I would have liked to have all those people who have an input in Dublin traffic taken by the scruff of the neck and told: "We are working to a single plan. This is the way you will do it, whether you like it or not". That applied to the Department of the Environment, CIE, the people working with buses and those on the rails. In my time the Department of the Environment were bête noire, because they fought against this legislation. When the present Tánaiste became Minister in that Department the view of the Department of the Environment prevailed over that of the Department of Transport.

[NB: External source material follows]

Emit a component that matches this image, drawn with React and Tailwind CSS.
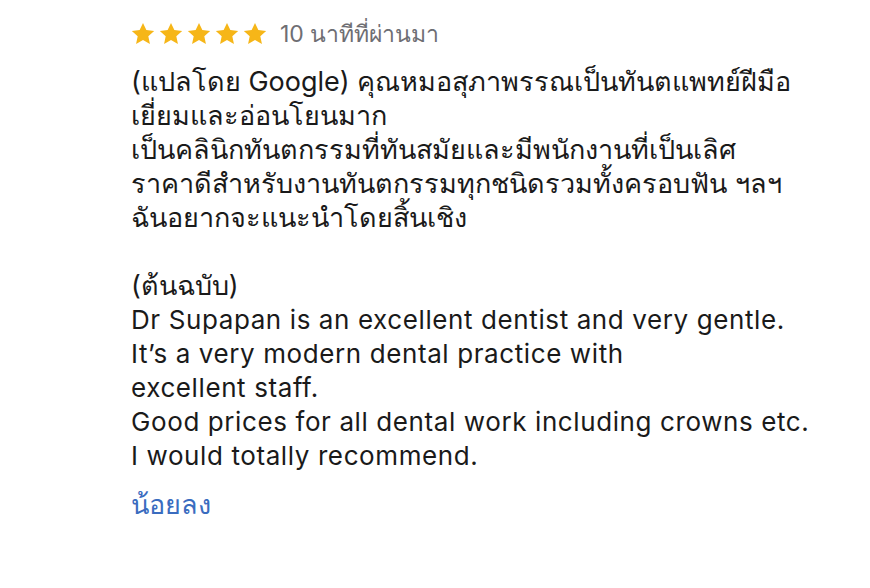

That is all water under the bridges already there. In the minute I have left I endorse the remarks of the Minister about the task force which arose from suggestions made from the TCC. The TCC went in without statutory backing and achieved a great deal. The urgency we saw about putting this Bill on the Statute Book was what we were doing without statutory powers.
Ba mhaith liom arís mo bhuíochas a ghabháil leis an Aire faoin méid a dúirt sé. Tá brón orm nach bhfuil Bille níos láidre, níos fearr agus níos éifeachtaí againn tar éis na díospóireachta. Sé mo guí ná go mbeidh na cumhachtaí atá ag an Udarás atá ag teacht as an Bhille seo ag dul i bhfeabhas agus go mbeidh ár gcúrsaí iompair ag dul i bhfeabhas san phríomh chathair.